Cephalon Rejection Of Valeant Bid Moves Process To Holders
07 April 2011 - 3:02AM
Dow Jones News
Cephalon Inc.'s (CEPH) rejection of a $5.7 billion takeover
offer from Valeant Pharmaceuticals International Inc. (VRX) has put
the future of Cephalon in the hands of its shareholders.
Canada-based Valeant has started the process of trying to unseat
Cephalon's board in order to move the offer forward. Although the
process could theoretically take months, preliminary indications
over the next few weeks could determine whether Valeant will
continue its fight or walk away.
Late Tuesday, Cephalon rejected the cash bid of $73 a share as
inadequate, and Valeant responded by proposing a slate of seven
directors.
"We anticipate a flurry of activity over the next couple weeks
as Cephalon either lobbies its existing shareholder base regarding
Valeant's low offer or potentially seeks a 'white knight'," Stifel
Nicolaus analyst Annabel Samimy said in a note to clients
Wednesday.
A Cephalon spokesman declined to comment beyond the company's
press releases. A Valeant spokeswoman also declined to comment
other than saying the company is "dealing with Cephalon
shareholders at this point."
According to the consent solicitation process, Valeant's
preliminary proposal to remove the board will be reviewed and
approved by the Securities and Exchange Commission before
shareholder voting can begin. Valeant can't begin actively
soliciting votes until that approval, but the company said Tuesday
that it's gotten "positive feedback from many of the largest
stockholders of Cephalon." The two companies have many major
shareholders in common.
In order to unseat the board, Valeant needs a majority vote, or
about 37.9 million shares. Although the voting will be open for 60
days after the first vote is cast, it could stop once a majority is
obtained in either direction.
While some proxy fights drag on for months, Valeant has stated
it will move fast in deciding its next move. Last week, Valeant's
Chief Executive J. Michael Pearson said he expects to "quite
quickly get a sense of whether this is going to be supported or not
by their shareholders." RBC Capital Markets analyst Douglas Miehm
believes the process will be concluded within two weeks.
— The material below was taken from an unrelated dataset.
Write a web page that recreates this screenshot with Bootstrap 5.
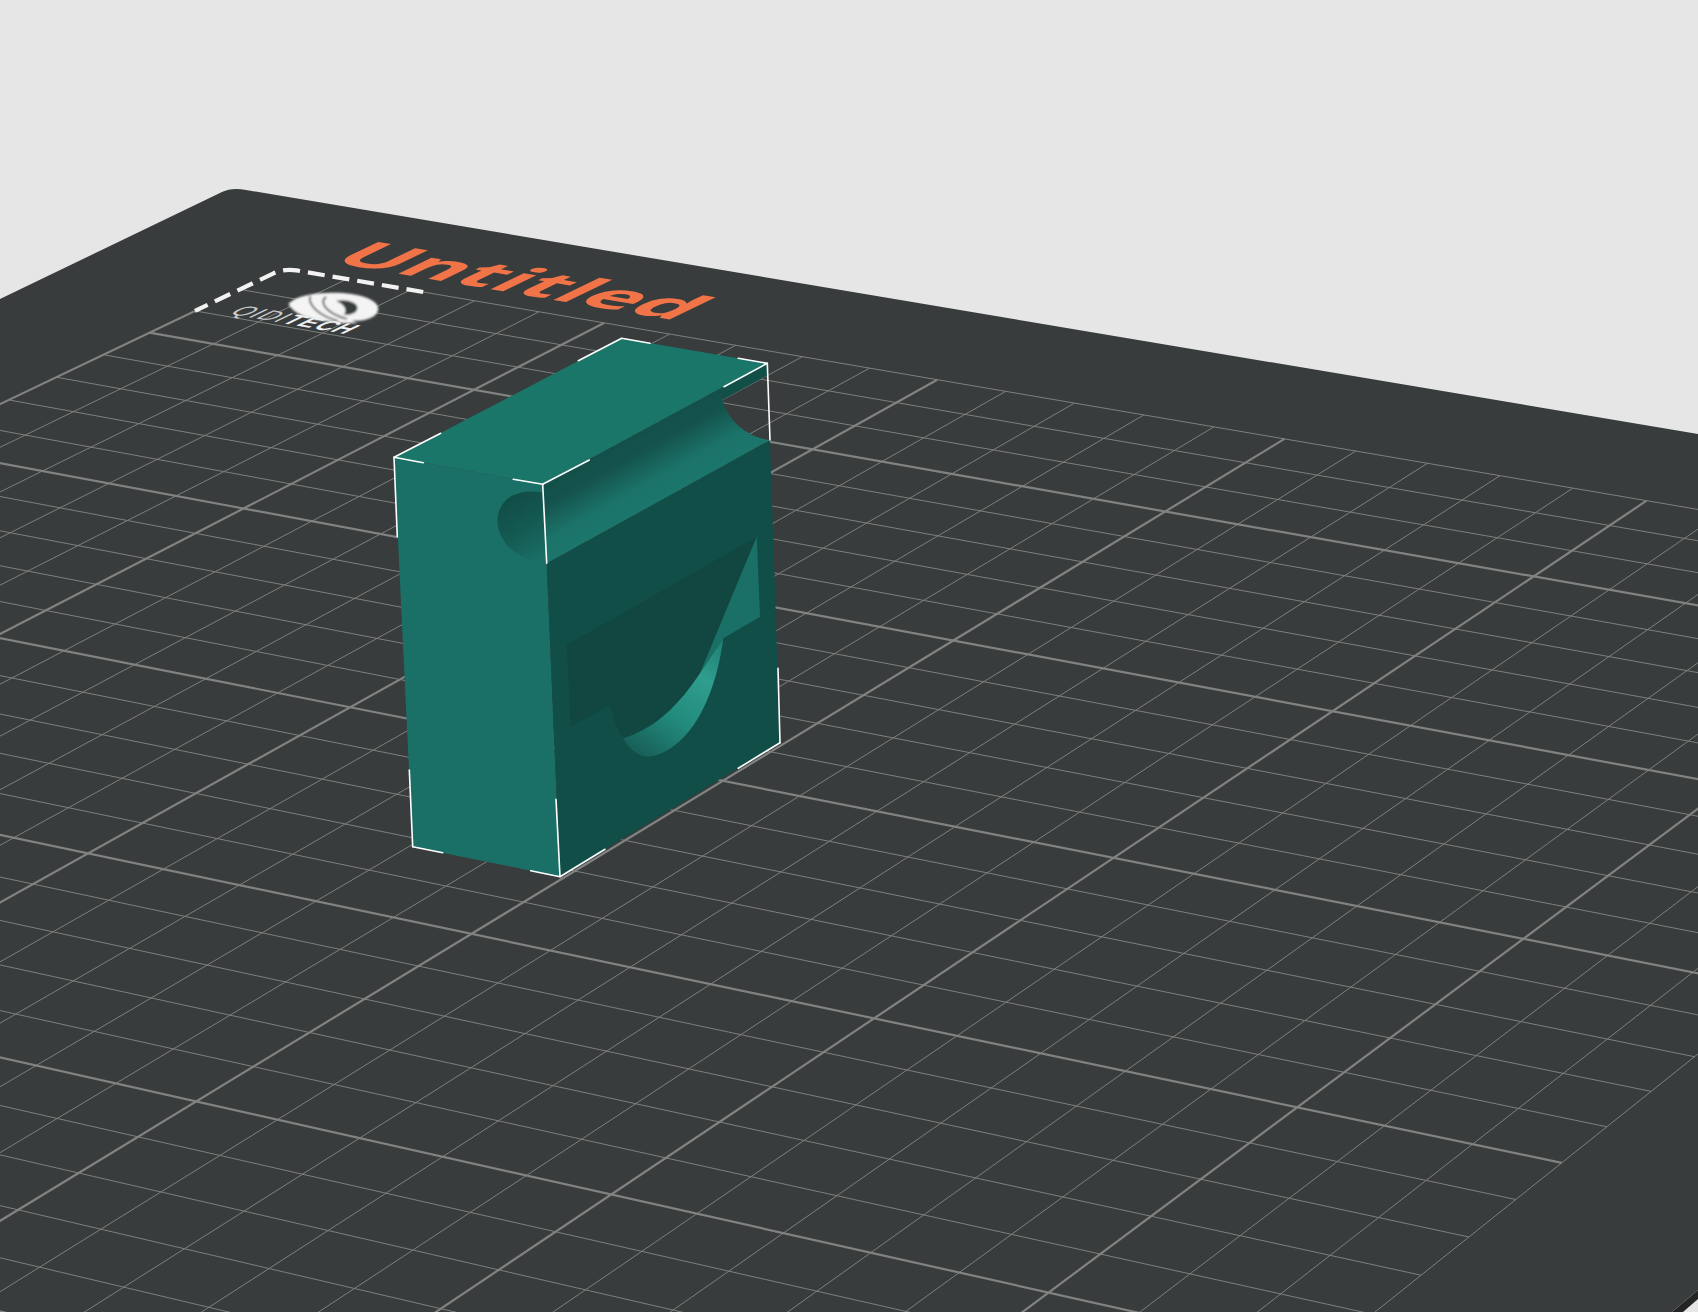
<!DOCTYPE html>
<html lang="en">
<head>
    <meta charset="UTF-8">
    <meta name="viewport" content="width=device-width, initial-scale=1.0">
    <title>Untitled - Plate view</title>
    <link href="https://cdn.jsdelivr.net/npm/bootstrap@5.3.0/dist/css/bootstrap.min.css" rel="stylesheet">
    <style>
        body {
            background: #e6e6e6;
            overflow: hidden;
        }
        .scene {
            width: 1698px;
            height: 1312px;
        }
        .bed { fill: #383c3d; }
        .bed-edge { fill: #232525; }
        .grid-line { stroke: #7d807c; stroke-width: 1; fill: none; }
        .grid-line.major { stroke: #808380; stroke-width: 2.2; }
        .dash-line { stroke: #f2f2f2; stroke-width: 4.2; fill: none; stroke-dasharray: 17 8; }
        .plate-name {
            fill: #f07448;
            font-family: "Open Sans", sans-serif;
            font-weight: 700;
        }
        .logo-name {
            fill: #c9caca;
            font-family: "Liberation Sans", sans-serif;
            font-weight: 400;
        }
        .logo-name tspan { fill: #f0f0f0; font-weight: 700; }
        .bbox { stroke: #fff; stroke-width: 1.6; fill: none; stroke-linecap: round; }
        .face-top { fill: #1b766a; }
        .face-left { fill: #1a7067; }
        .face-right { fill: #124e48; }
        .face-inner { fill: #124640; }
    </style>
</head>
<body>
    <div class="scene position-relative">
        <svg id="plate" class="d-block" width="1698" height="1312" viewBox="0 0 1698 1312" xmlns="http://www.w3.org/2000/svg">
            <defs>
                <linearGradient id="grooveShade" gradientUnits="userSpaceOnUse" x1="593" y1="455" x2="628" y2="518">
                    <stop offset="0" stop-color="#134f49"/>
                    <stop offset="0.3" stop-color="#14544d"/>
                    <stop offset="0.7" stop-color="#1b7268"/>
                    <stop offset="1" stop-color="#1c766b"/>
                </linearGradient>
                <linearGradient id="notchShade" gradientUnits="userSpaceOnUse" x1="505" y1="505" x2="540" y2="562">
                    <stop offset="0" stop-color="#124e48"/>
                    <stop offset="0.45" stop-color="#145a52"/>
                    <stop offset="1" stop-color="#1a7067"/>
                </linearGradient>
                <linearGradient id="scoopShade" gradientUnits="userSpaceOnUse" x1="723" y1="640" x2="640" y2="755">
                    <stop offset="0" stop-color="#1e7d72"/>
                    <stop offset="0.3" stop-color="#2f9e8e"/>
                    <stop offset="0.65" stop-color="#228a7c"/>
                    <stop offset="1" stop-color="#185f58"/>
                </linearGradient>
                <filter id="soft"><feGaussianBlur stdDeviation="0.9"/></filter>
            </defs>

            <!-- plate -->
            <path class="bed-edge" d="M1672 1312 L1698 1290 V1299 L1683 1312 Z"/>
            <path class="bed" d="M0 299 L222 192 Q232 187 246 190 L1698 434 V1290 L1672 1312 H0 Z"/>
            <g id="grid"></g>
            <path id="dashes" class="dash-line"/>

            <!-- logo -->
            <g filter="url(#soft)">
                <path fill="#f4f4f4" d="M288.3 304 C295 296.7 310 292.7 333 292.7 C360 292.7 379 300 378.3 309.3 C377.3 318.3 363 321.7 351.7 320.7 L358 323.3 C340 323.3 317 321.7 303 316 C296 313 291 309 288.3 304 Z"/>
                <path fill="#383c3d" d="M336 301 C345 298.5 358 302 357.5 308 C357 313.5 350 315.5 344 314.5 C348 310 344 304 336 301 Z"/>
                <path fill="none" stroke="#4a4d4d" stroke-width="1.8" d="M310 296 C308 306 320 316 338 321"/>
                <path fill="none" stroke="#4a4d4d" stroke-width="1.8" d="M326 297 C318 303 328 314 347 319"/>
            </g>
            <text id="logoName" class="logo-name" font-size="100" letter-spacing="6">QIDI<tspan>TECH</tspan></text>
            <text id="plateName" class="plate-name" font-size="100">Untitled</text>

            <!-- part -->
            <path class="face-left" d="M394 457.3 L542.7 484.3 L546.7 563.3 L560 876.7 L412.7 846.7 Z"/>
            <path class="face-right" d="M546.7 563.3 L770 440 L780 742.7 L560 876.7 Z"/>
            <path class="face-inner" d="M756.7 536.7 L566.7 645 L570.7 726.7 L610 705 C613.3 720 618.3 731.7 623.3 738.3 C656.7 728.3 680 703.3 700 673.3 Z"/>
            <path class="face-left" d="M756.7 536.7 L760 616.7 L723.3 638.3 L700 673.3 Z"/>
            <path fill="url(#scoopShade)" d="M623.3 738.3 C656.7 728.3 680 703.3 700 673.3 L723.3 638.3 C718 680 702 725 675 745 C662 755 650 758 642 756 C633 752 627 746 623.3 738.3 Z"/>
            <path fill="url(#notchShade)" d="M543.3 492.7 C533.3 490.7 513.3 490 503.3 503.3 C493.3 516.7 496.7 533.3 508.3 546.7 C518.3 556.7 533.3 561.7 546.7 563.3 Z"/>
            <path fill="url(#grooveShade)" d="M542.7 484.3 L723.3 386.7 L722.3 400 C726.7 416.7 743.3 436.7 770 440 L546.7 563.3 Z"/>
            <path fill="#134f49" d="M767.3 363.3 L768.3 375 L722.3 400 L723.3 386.7 Z"/>
            <path class="face-top" d="M394 457.3 L621.7 338.3 L767.3 363.3 L723.3 386.7 L542.7 484.3 Z"/>

            <!-- bounding box corners -->
            <path class="bbox" d="M394 457.3 L423.3 462.7 M542.7 484.3 L513.3 479.3 M394 457.3 L440.7 433.3 M621.7 338.3 L578.3 360.7 M621.7 338.3 L650 343.3 M767.3 363.3 L738.3 358.3 M542.7 484.3 L589.3 460 M767.3 363.3 L724 386.7"/>
            <path class="bbox" d="M394 457.3 L397.3 536.7 M409.3 770 L412.7 846.7 M542.7 484.3 L546.7 563.3 M556 799.3 L560 876.7 M767.3 363.3 L770 440 M778 668.3 L780 742.7"/>
            <path class="bbox" d="M412.7 846.7 L442.7 852.7 M560 876.7 L530.7 870.7 M560 876.7 L605 849.3 M780 742.7 L738.3 768.3"/>
        </svg>
    </div>

    <script>
        // plate plane -> screen, u along the back edge, v towards the viewer (one unit = one grid cell)
        function project(u, v) {
            const w = 1 - 0.003954 * u - 0.00735 * v;
            return [
                (61.62 * u - 45.95 * v + 284) / w,
                (9.64 * u + 19.0 * v + 268.3) / w
            ];
        }

        const NS = 'http://www.w3.org/2000/svg';
        const CELLS_U = 28;
        const CELLS_V = 34;
        const grid = document.getElementById('grid');

        function addLine(a, b, major) {
            const line = document.createElementNS(NS, 'line');
            line.setAttribute('x1', a[0].toFixed(1));
            line.setAttribute('y1', a[1].toFixed(1));
            line.setAttribute('x2', b[0].toFixed(1));
            line.setAttribute('y2', b[1].toFixed(1));
            line.setAttribute('class', major ? 'grid-line major' : 'grid-line');
            grid.appendChild(line);
        }

        // thin lines first so the thick ones sit on top
        [false, true].forEach(major => {
            for (let u = 0; u <= CELLS_U; u++) {
                if ((u % 5 === 0) === major) {
                    addLine(project(u, u === 0 ? 2 : 0), project(u, CELLS_V), major);
                }
            }
            for (let v = 0; v <= CELLS_V; v++) {
                if ((v % 5 === 3) === major) {
                    addLine(project(v === 0 ? 2.2 : 0, v), project(CELLS_U, v), major);
                }
            }
        });

        // dashed corner around the logo
        const a = project(2.2, 0), b = project(0.2, 0), c = project(0, 0), d = project(0, 0.25), e = project(0, 2);
        document.getElementById('dashes').setAttribute('d',
            `M${a[0]} ${a[1]} L${b[0]} ${b[1]} Q${c[0]} ${c[1]} ${d[0]} ${d[1]} L${e[0]} ${e[1]}`);

        // lay a text on the plate: baseline from (u0,v0) to (u1,v0), cap top at vTop
        function layOnPlate(el, u0, u1, v0, vTop, capHeight) {
            const o = project(u0, v0), r = project(u1, v0), t = project(u0, vTop);
            const len = el.getComputedTextLength();
            const ax = (r[0] - o[0]) / len, ay = (r[1] - o[1]) / len;
            const bx = (o[0] - t[0]) / capHeight, by = (o[1] - t[1]) / capHeight;
            el.setAttribute('transform', `matrix(${ax} ${ay} ${bx} ${by} ${o[0]} ${o[1]})`);
        }

        layOnPlate(document.getElementById('plateName'), 0.35, 5.78, -0.5, -1.5, 71);
        layOnPlate(document.getElementById('logoName'), 0.45, 2.3, 1.9, 1.5, 72);
    </script>
    <script src="https://cdn.jsdelivr.net/npm/bootstrap@5.3.0/dist/js/bootstrap.bundle.min.js"></script>
</body>
</html>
If successful, Valeant will push the new board to remove a
poison pill that blocks a hostile takeover and ask to conduct due
diligence. Reviewing the company's books should take another two to
three weeks, Valeant said, and could result in a "modest increase"
in the offer.
Traders are expecting a higher offer from Valeant, or a
competing bidder, as the stock has traded above the offer since it
became public. It recently changed hands at $77.35. Expectations of
a takeover can make it difficult for an acquisition target to walk
away and allow its stock to fall to previous levels. Cephalon
shares closed at $58.75 before the offer.
Cephalon argues that Valeant's offer is opportunistically timed
and doesn't offer value for its pipeline. Genzyme Corp. (GENZ) made
a similar argument in trying to fend off a takeover by
Sanofi-Aventis SA (SNY, SAN.FR). Genzyme resisted the public
overtures for more than six months before agreeing to a deal that
boosted the original bid by 7% along with potential future
payments. A similar increase would put Valeant's offer at about $78
a share.
But unlike Sanofi's open commitment to closing a deal with
Genzyme, Valeant has made it clear that it will walk away from its
offer and won't waste time courting the smaller company.
Samimy expects that a competing offer for Cephalon is unlikely,
which places all hope on an increased bid from Valeant.
"Should the acquisition fail to materialize, we believe CEPH
shares have significant downside risk," she said.